YOUR TASK: Count the lines below that contain "this". Give only the number.

== PROVIDED DATA

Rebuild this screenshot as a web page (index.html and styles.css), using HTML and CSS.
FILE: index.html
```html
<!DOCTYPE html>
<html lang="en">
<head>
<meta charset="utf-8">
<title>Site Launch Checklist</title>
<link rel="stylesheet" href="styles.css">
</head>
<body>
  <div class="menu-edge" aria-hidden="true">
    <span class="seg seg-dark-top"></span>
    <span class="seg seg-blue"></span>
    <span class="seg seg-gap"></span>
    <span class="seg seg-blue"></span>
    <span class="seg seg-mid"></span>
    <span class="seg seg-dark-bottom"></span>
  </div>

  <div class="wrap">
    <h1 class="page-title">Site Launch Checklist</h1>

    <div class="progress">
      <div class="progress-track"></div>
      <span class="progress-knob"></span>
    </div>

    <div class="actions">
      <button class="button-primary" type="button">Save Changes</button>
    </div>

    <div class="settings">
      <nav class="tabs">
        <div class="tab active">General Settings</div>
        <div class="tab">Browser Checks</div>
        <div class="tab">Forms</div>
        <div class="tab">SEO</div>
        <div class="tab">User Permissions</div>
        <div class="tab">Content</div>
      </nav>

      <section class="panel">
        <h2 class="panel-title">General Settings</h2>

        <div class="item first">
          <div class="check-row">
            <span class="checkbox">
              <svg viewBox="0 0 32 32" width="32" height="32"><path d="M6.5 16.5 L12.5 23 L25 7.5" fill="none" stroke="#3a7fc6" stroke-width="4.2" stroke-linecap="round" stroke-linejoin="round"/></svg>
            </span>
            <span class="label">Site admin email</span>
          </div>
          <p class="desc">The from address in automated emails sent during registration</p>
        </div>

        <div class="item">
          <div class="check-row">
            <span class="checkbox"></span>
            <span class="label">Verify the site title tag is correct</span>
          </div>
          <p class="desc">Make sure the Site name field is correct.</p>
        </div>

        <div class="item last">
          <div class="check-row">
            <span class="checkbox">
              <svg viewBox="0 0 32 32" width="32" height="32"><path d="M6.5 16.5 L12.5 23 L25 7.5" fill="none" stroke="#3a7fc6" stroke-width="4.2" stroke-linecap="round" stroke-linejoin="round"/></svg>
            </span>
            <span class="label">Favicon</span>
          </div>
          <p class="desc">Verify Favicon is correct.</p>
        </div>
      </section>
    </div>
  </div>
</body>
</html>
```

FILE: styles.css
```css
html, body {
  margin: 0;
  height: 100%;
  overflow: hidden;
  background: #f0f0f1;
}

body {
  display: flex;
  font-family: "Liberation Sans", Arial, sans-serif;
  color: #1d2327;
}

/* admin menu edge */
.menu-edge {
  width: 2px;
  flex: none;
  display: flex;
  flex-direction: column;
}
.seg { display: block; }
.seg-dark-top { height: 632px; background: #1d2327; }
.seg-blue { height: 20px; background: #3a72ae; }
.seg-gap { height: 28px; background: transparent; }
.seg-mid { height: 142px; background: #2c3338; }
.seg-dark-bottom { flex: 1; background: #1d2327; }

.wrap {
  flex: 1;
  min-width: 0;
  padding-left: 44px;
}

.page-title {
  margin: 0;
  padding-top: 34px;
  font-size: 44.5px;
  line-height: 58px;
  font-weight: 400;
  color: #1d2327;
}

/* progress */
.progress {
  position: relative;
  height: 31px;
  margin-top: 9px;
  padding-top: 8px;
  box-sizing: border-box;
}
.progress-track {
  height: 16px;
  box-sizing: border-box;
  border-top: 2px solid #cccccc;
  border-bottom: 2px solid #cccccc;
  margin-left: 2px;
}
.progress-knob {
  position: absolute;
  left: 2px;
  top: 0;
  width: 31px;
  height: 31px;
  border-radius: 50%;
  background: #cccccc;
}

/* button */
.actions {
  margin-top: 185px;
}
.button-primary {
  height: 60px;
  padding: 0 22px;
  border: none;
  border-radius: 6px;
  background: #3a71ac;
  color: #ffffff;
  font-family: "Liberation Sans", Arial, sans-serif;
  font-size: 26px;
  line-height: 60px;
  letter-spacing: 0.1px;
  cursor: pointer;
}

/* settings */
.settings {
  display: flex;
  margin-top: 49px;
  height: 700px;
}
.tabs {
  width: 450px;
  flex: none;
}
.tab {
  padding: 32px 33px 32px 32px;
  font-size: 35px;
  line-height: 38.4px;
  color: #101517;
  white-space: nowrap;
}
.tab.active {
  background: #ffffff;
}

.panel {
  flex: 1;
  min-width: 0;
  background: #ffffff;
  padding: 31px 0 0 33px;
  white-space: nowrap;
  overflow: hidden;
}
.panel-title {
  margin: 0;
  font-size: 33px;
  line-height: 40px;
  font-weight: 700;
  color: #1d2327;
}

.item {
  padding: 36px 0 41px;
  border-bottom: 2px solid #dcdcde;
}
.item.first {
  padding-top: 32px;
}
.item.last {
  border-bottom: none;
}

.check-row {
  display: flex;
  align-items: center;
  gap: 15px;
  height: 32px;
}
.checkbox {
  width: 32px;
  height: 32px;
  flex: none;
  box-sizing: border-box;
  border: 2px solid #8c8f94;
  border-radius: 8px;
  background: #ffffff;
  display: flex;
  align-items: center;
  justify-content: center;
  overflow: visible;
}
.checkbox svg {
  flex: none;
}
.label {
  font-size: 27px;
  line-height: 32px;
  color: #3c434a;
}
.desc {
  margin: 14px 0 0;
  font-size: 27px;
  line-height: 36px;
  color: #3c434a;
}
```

====
== PROVIDED DATA

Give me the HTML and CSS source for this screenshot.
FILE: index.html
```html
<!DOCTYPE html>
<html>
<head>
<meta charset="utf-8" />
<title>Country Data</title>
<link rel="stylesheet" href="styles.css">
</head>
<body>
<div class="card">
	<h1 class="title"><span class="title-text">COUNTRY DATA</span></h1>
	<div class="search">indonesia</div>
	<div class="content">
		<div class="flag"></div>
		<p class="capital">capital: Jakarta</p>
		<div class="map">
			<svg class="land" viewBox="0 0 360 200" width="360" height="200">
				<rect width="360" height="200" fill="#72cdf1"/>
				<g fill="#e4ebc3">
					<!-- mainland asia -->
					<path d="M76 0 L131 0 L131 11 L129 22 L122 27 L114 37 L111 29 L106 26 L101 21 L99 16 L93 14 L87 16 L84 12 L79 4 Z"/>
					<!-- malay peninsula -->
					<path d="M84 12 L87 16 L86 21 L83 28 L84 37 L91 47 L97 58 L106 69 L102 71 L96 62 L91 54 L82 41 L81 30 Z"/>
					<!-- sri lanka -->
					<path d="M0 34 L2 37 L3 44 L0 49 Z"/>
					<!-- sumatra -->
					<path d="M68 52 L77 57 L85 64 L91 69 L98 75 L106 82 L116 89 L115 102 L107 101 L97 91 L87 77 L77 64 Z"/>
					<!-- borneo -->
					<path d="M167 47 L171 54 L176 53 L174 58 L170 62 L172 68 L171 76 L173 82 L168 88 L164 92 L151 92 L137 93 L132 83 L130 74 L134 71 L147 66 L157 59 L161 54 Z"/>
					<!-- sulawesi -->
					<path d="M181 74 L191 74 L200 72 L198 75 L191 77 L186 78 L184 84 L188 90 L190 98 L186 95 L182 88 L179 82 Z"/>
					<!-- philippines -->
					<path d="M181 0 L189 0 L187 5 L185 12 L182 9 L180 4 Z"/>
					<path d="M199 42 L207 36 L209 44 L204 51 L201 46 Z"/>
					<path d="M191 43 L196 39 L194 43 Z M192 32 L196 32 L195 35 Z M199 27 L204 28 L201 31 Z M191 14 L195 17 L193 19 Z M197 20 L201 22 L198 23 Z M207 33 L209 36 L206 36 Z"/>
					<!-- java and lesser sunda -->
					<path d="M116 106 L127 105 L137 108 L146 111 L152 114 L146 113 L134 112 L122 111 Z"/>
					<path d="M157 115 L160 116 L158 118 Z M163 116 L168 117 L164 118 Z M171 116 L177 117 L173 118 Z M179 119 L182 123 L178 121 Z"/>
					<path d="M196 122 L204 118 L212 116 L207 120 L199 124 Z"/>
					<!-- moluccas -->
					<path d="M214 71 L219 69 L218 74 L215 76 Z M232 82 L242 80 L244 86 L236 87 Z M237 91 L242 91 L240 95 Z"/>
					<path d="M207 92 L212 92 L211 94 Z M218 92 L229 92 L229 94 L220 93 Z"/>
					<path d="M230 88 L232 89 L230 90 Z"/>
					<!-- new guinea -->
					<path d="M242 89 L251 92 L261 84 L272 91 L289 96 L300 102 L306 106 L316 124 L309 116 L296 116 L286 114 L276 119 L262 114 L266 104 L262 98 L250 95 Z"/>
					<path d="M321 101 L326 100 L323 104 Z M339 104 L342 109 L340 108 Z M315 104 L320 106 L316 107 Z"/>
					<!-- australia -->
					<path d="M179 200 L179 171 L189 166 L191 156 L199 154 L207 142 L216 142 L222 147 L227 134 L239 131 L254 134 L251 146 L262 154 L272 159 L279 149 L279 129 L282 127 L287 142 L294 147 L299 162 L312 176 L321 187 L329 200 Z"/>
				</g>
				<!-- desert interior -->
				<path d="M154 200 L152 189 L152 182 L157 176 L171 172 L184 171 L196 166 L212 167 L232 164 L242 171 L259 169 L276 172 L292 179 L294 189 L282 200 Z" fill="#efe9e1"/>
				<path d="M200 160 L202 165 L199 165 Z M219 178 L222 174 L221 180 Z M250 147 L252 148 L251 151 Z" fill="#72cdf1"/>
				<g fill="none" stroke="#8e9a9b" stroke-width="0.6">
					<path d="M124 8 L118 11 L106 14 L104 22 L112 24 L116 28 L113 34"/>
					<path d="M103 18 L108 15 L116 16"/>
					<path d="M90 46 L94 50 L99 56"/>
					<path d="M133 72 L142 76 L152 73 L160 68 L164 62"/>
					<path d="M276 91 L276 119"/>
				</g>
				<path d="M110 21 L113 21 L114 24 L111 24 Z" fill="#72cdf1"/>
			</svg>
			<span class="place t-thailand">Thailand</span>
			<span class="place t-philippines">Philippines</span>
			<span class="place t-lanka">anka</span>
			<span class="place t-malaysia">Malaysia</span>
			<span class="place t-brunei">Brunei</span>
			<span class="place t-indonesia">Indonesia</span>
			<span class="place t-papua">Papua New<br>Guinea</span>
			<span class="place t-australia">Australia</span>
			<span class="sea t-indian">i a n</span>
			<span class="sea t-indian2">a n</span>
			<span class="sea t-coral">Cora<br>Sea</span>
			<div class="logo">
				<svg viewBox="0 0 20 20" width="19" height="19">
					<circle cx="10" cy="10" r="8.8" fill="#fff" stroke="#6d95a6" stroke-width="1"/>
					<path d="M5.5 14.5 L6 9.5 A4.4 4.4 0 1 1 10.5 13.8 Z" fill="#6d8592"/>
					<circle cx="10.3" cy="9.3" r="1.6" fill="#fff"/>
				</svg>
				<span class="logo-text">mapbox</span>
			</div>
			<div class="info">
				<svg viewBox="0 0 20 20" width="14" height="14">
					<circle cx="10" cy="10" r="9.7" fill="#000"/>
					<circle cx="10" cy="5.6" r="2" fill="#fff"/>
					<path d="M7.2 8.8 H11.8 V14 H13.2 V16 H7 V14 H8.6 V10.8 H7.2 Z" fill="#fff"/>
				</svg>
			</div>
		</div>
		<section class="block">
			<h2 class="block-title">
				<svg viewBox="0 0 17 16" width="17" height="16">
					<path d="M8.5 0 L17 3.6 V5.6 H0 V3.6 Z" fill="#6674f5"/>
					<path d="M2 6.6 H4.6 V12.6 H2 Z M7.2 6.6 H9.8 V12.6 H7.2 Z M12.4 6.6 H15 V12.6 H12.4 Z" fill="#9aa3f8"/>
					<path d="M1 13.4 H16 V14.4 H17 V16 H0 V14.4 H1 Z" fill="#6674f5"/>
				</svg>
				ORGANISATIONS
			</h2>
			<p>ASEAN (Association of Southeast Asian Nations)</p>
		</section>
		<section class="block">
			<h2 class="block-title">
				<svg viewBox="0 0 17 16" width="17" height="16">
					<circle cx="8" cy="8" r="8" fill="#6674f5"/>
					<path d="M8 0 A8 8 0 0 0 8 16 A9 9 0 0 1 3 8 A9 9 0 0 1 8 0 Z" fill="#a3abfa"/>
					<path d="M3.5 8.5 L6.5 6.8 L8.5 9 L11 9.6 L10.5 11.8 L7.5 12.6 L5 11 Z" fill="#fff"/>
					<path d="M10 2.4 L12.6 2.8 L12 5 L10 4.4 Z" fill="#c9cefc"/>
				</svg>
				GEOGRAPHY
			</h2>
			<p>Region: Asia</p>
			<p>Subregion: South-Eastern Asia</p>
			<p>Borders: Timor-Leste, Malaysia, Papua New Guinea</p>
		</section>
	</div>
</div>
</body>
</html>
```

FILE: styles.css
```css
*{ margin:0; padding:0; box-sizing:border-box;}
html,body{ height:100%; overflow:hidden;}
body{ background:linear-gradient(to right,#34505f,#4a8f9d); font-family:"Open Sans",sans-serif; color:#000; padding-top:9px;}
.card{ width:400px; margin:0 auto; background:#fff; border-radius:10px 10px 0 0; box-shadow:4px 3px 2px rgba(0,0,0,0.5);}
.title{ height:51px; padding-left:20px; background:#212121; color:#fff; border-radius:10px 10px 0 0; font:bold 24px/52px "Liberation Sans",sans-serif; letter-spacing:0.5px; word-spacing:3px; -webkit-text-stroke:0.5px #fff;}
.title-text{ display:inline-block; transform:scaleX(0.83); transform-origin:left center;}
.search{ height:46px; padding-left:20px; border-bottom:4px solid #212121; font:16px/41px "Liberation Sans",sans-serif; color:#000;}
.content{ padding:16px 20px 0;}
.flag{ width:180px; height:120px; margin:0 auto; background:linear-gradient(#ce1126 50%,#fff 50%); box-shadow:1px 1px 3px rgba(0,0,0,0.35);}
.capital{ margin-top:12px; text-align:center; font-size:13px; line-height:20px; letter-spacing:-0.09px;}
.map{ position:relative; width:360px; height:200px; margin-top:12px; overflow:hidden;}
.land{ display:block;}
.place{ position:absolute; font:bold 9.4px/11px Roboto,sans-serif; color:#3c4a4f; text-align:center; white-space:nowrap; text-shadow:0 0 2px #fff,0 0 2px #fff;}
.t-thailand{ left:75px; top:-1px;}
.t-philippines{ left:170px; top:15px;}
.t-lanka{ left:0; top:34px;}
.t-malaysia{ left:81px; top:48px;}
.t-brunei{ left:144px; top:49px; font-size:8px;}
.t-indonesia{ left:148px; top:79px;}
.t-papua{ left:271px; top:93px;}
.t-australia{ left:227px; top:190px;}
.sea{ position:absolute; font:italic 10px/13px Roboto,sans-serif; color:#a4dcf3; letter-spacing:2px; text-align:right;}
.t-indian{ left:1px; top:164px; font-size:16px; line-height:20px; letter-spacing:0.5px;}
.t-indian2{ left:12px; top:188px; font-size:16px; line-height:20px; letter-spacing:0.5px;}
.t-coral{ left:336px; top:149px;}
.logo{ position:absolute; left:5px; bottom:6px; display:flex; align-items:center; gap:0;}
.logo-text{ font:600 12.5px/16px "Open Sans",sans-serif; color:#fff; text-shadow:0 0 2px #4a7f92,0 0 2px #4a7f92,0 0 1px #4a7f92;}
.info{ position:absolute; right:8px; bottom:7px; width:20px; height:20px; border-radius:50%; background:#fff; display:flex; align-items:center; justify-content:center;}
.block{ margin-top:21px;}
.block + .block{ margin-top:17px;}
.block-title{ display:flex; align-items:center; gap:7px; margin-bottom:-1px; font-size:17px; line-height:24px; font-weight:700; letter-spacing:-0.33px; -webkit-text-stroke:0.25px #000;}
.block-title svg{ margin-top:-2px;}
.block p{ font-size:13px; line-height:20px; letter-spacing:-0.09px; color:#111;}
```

====

ANSWER TO THE TASK: 2